01 Aralık 2010

bir hayvanı sevmekle başlayacak her şey

Hayvan sevgisi başkadır, bana göre sevginin en karşılıksızı, en saf halidir hatta. İnsanlığın kurduğu bütün ikili ilişkilerin neredeyse hepsi karşılıklı menfaate dayalıdır.

Ailemiz bizi sever büyütür, ileride o da bize bakar elimiz ayağımız olur diye içten içe. Biz de onları severiz, en nihayetinde hiçbir şey olmasalar bile varlığımızın yegane sebebidirler sonuçta, minnet duyarız böyle bir şeye vesile oldukları için. Tabi evlat sahibi olmak da gerek biraz sanırım bu hissiyatı tam manasıyla anlayabilmek için.
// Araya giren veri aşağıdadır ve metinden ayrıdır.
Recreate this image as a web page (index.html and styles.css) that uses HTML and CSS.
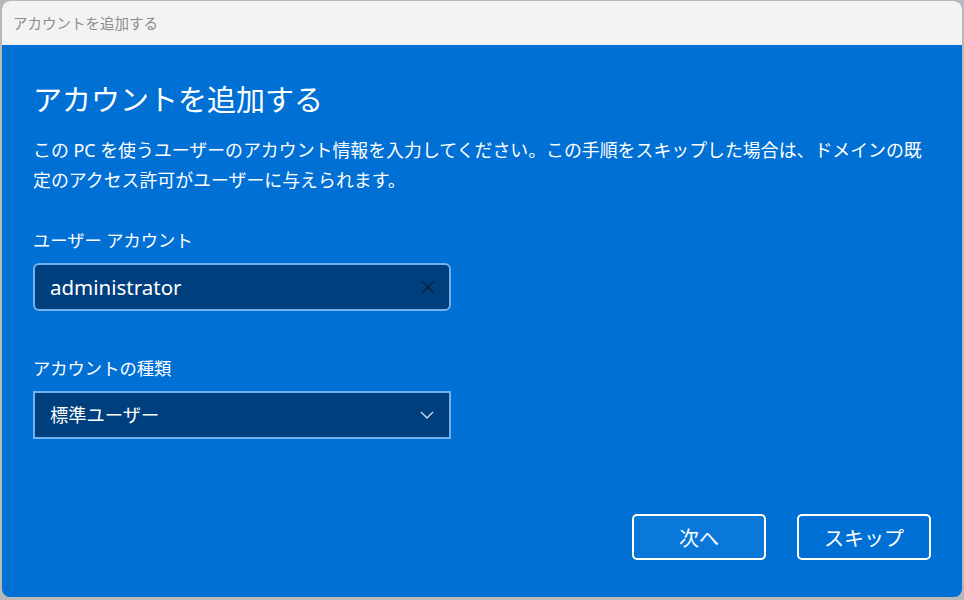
FILE: index.html
```html
<!DOCTYPE html>
<html lang="ja">
<head>
<meta charset="utf-8">
<title>アカウントを追加する</title>
<link rel="stylesheet" href="styles.css">
</head>
<body>
<div class="window">
  <header class="titlebar">アカウントを追加する</header>
  <main class="content">
    <h1 class="heading">アカウントを追加する</h1>
    <p class="desc">この PC を使うユーザーのアカウント情報を入力してください。この手順をスキップした場合は、ドメインの既<br>定のアクセス許可がユーザーに与えられます。</p>

    <label class="label">ユーザー アカウント</label>
    <div class="textbox">
      <span class="value">administrator</span>
      <svg class="clear" width="14" height="14" viewBox="0 0 14 14"><path d="M1.5 1.5 L12.5 12.5 M12.5 1.5 L1.5 12.5" stroke="#0b1e36" stroke-width="1.3" fill="none"/></svg>
    </div>

    <label class="label label-2">アカウントの種類</label>
    <div class="select">
      <span class="value value-jp">標準ユーザー</span>
      <svg class="chevron" width="14" height="8" viewBox="0 0 14 8"><path d="M1 1 L7 7 L13 1" stroke="#cfe0f4" stroke-width="1.3" fill="none"/></svg>
    </div>

    <div class="footer">
      <button class="btn btn-primary">次へ</button>
      <button class="btn">スキップ</button>
    </div>
  </main>
</div>
</body>
</html>
```

FILE: styles.css
```css
* { box-sizing: border-box; }
html, body {
  margin: 0;
  padding: 0;
  width: 964px;
  height: 600px;
  overflow: hidden;
  background: #b8b8b8;
  font-family: "Noto Sans", "Noto Sans CJK JP", sans-serif;
}
.window {
  margin: 1px 0 0 2px;
  width: 960px;
  height: 596px;
  border-radius: 8px;
  overflow: hidden;
  display: flex;
  flex-direction: column;
  background: #0170d4;
}
.titlebar {
  height: 44px;
  flex: none;
  background: #f3f3f3;
  color: #8d8d8d;
  font-size: 14.5px;
  line-height: 44px;
  padding-left: 11px;
}
.content {
  flex: 1;
  display: flex;
  flex-direction: column;
  padding: 35px 31px 37px 31px;
  color: #ffffff;
}
.heading {
  margin: 0;
  font-size: 29px;
  font-weight: 400;
  line-height: 40px;
}
.desc {
  margin: 15px 0 0 0;
  font-size: 17.9px;
  line-height: 30px;
  white-space: nowrap;
}
.label {
  display: block;
  margin-top: 33px;
  font-size: 17.3px;
  line-height: 26px;
}
.label-2 { margin-top: 45px; }
.textbox, .select {
  margin-top: 9px;
  width: 418px;
  height: 48px;
  display: flex;
  align-items: center;
  justify-content: space-between;
  padding: 0 14px 0 15px;
  background: #003f7e;
  border: 2px solid #72b0ee;
}
.textbox { border-radius: 6px; }
.value {
  font-size: 20.5px;
  color: #ffffff;
  line-height: 1;
}
.value-jp { font-size: 18.3px; }
.chevron { margin-right: 1px; }
.footer {
  margin-top: auto;
  display: flex;
  justify-content: flex-end;
  gap: 31px;
}
.btn {
  width: 134px;
  height: 46px;
  border: 2px solid #ffffff;
  border-radius: 5px;
  background: #0170d4;
  color: #ffffff;
  font-family: "Noto Sans CJK JP", sans-serif;
  font-size: 20px;
  padding: 0;
}
.btn-primary { background: #0a78d8; }
```
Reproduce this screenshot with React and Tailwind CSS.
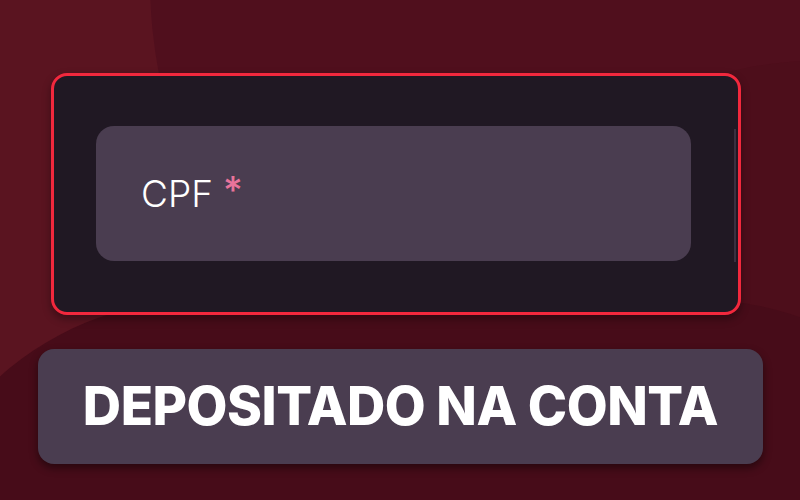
export default function App() {
  return (
    <div className="relative w-[800px] h-[500px] overflow-hidden bg-[#4f0e1c]" style={{ fontFamily: "Poppins, Inter, 'Noto Sans', sans-serif" }}>
      <div className="absolute -left-[300px] -top-[600px] w-[1200px] h-[1100px] rounded-full bg-[#5a1420]" />
      <div className="absolute left-[150px] -top-[520px] w-[1300px] h-[1000px] rounded-full bg-[#500f1d]" />
      <div className="absolute left-[380px] top-[60px] w-[900px] h-[900px] rounded-full bg-[#4d0e1b]" />
      <div className="absolute -left-[100px] top-[300px] w-[1100px] h-[600px] rounded-full bg-[#470c19]" />
      <div className="relative flex flex-col pt-[73px] px-[38px]">
        <div className="mx-[13px] w-[690px] h-[242px] rounded-[16px] border-[3px] border-[#f2283d] bg-[#201823] shadow-[0_4px_8px_rgba(0,0,0,0.35)] pt-[50px] pl-[42px] flex">
          <div className="w-[595px] h-[135px] rounded-[18px] bg-[#4a3d50] flex items-center pl-[45px]">
            <span className="text-[37px] leading-none text-white" style={{ fontFamily: "Inter, Roboto, sans-serif", fontWeight: 300 }}>CPF</span>
            <span className="ml-[10px] text-[38px] leading-none text-[#e8739a] -mt-[8px]" style={{ fontFamily: "Inter, sans-serif", fontWeight: 500 }}>*</span>
          </div>
          <div className="ml-[43px] mt-[3px] w-[2px] h-[133px] bg-[#3a3040]" />
        </div>
        <div className="mt-[34px] w-[725px] h-[115px] rounded-[16px] bg-[#4a3d50] shadow-[0_4px_8px_rgba(0,0,0,0.45)] flex items-center justify-center">
          <span className="text-white text-[53px] leading-none tracking-[-0.5px]" style={{ fontFamily: "Inter, sans-serif", fontWeight: 800 }}>DEPOSITADO NA CONTA</span>
        </div>
      </div>
    </div>
  );
}
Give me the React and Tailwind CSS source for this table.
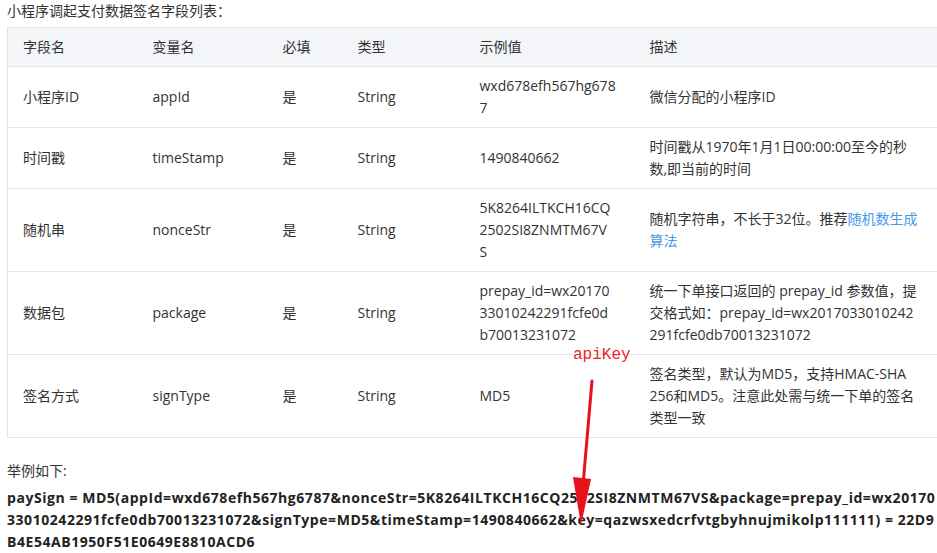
import React from "react";

const Link = ({ children }) => <span className="text-[#459ae9]">{children}</span>;

const rows = [
  { name: "小程序ID", key: "appId", ex: ["wxd678efh567hg678", "7"], desc: ["微信分配的小程序ID"] },
  { name: "时间戳", key: "timeStamp", ex: ["1490840662"], desc: ["时间戳从1970年1月1日00:00:00至今的秒", "数,即当前的时间"] },
  {
    name: "随机串",
    key: "nonceStr",
    ex: ["5K8264ILTKCH16CQ", "2502SI8ZNMTM67V", "S"],
    desc: [<>随机字符串，不长于32位。推荐<Link>随机数生成</Link></>, <Link>算法</Link>],
  },
  {
    name: "数据包",
    key: "package",
    ex: ["prepay_id=wx20170", "33010242291fcfe0d", "b70013231072"],
    desc: ["统一下单接口返回的 prepay_id 参数值，提", "交格式如：prepay_id=wx2017033010242", "291fcfe0db70013231072"],
  },
  {
    name: "签名方式",
    key: "signType",
    ex: ["MD5"],
    desc: ["签名类型，默认为MD5，支持HMAC-SHA", "256和MD5。注意此处需与统一下单的签名", "类型一致"],
  },
];

const cell = "px-[15px] py-2 align-middle text-left font-normal";

const Lines = ({ lines }) => (
  <>
    {lines.map((l, i) => (
      <span key={i} className="block whitespace-nowrap">
        {l}
      </span>
    ))}
  </>
);

export default function App() {
  return (
    <div
      className="relative w-[937px] h-[553px] overflow-hidden bg-white text-[14px] leading-[22px] text-[#333]"
      style={{ fontFamily: '"Open Sans", "Noto Sans CJK SC", sans-serif' }}
    >
      <div className="pl-[7px]">
        <p>小程序调起支付数据签名字段列表：</p>
        <table className="mt-[5px] w-[946px] table-fixed border-collapse border-l border-[#e5e5e5]">
          <colgroup>
            <col className="w-[130px]" />
            <col className="w-[130px]" />
            <col className="w-[75px]" />
            <col className="w-[122px]" />
            <col className="w-[170px]" />
            <col />
          </colgroup>
          <thead>
            <tr className="bg-[#f4f5f9] border-y border-[#e5e5e5]">
              <th className={cell}>字段名</th>
              <th className={cell}>变量名</th>
              <th className={cell}>必填</th>
              <th className={cell}>类型</th>
              <th className={cell}>示例值</th>
              <th className={cell}>描述</th>
            </tr>
          </thead>
          <tbody>
            {rows.map((r) => (
              <tr key={r.key} className="border-b border-[#e5e5e5]">
                <td className={cell}>{r.name}</td>
                <td className={cell}>{r.key}</td>
                <td className={cell}>是</td>
                <td className={cell}>String</td>
                <td className={cell}>
                  <Lines lines={r.ex} />
                </td>
                <td className={cell}>
                  <Lines lines={r.desc} />
                </td>
              </tr>
            ))}
          </tbody>
        </table>
        <p className="mt-[22px]">举例如下:</p>
        <p className="mt-[5px] font-bold text-[#222] tracking-[0.55px]">
          <span className="block whitespace-nowrap">
            paySign = MD5(appId=wxd678efh567hg6787&amp;nonceStr=5K8264ILTKCH16CQ2502SI8ZNMTM67VS&amp;package=prepay_id=wx20170
          </span>
          <span className="block whitespace-nowrap">
            33010242291fcfe0db70013231072&amp;signType=MD5&amp;timeStamp=1490840662&amp;key=qazwsxedcrfvtgbyhnujmikolp111111) = 22D9
          </span>
          <span className="block whitespace-nowrap">B4E54AB1950F51E0649E8810ACD6</span>
        </p>
      </div>

      <div
        className="absolute left-[573px] top-[345px] text-[16px] leading-[20px] text-[#e8232a]"
        style={{ fontFamily: '"Liberation Mono", monospace' }}
      >
        apiKey
      </div>
      <svg className="absolute left-[565px] top-[375px]" width="40" height="155" viewBox="0 0 40 155">
        <line x1="27" y1="6" x2="18" y2="110" stroke="#e8101a" strokeWidth="3" strokeLinecap="round" />
        <polygon points="8,102 26,104 16,150" fill="#e8101a" />
      </svg>
    </div>
  );
}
Aile kavramını "9 ay karnında taşıdı, besledi bokunu temizledi büyüttü okuttu" dan daha fazla görmemden dolayıdır belki, bilemiyorum.

Sevgilimizi severiz o da bizi sevsin diye, sevilmek güzel şey sonuçta, hele ki istenilen kişi tarafındansa bu. Bir yerde karşılıklı ego okşamalarıdır. Arkadaşlık ilişkileri de buna benzer ucundan, fedakarlık üzerine kuruludur en güçlü dostluklar ve zor zamanda herkes birbirinin yanında olur. Güvenebileceğin ve sığınabileceğin bir liman gibi...

Ama beslediğiniz bir su kaplumbağası için hiçbir beklenti içerisine giremezsiniz, sadece seversiniz ve beslersiniz. Asla en kederli anınızda "çok dertliyim ya gel bi demlenelim, hem laflarız" diyemeyeceğinizi bilirsiniz, en sıkışık anınızda cebinize para sıkıştırmayacağını da, "seni çok seviyorum" dediğinizde "ben de seni" karşılığını da duyamayacaksınız asla ondan.

Bunların hepsini bilirsiniz ve yine de seversiniz. Yani bir karşılığı yoktur benim nazarımda hayvan sevgisinin, o yüzden en safıdır. Gözlerinin içine baktığımda hissettiğim ve gördüğüm şey, huzur ve saflık sadece.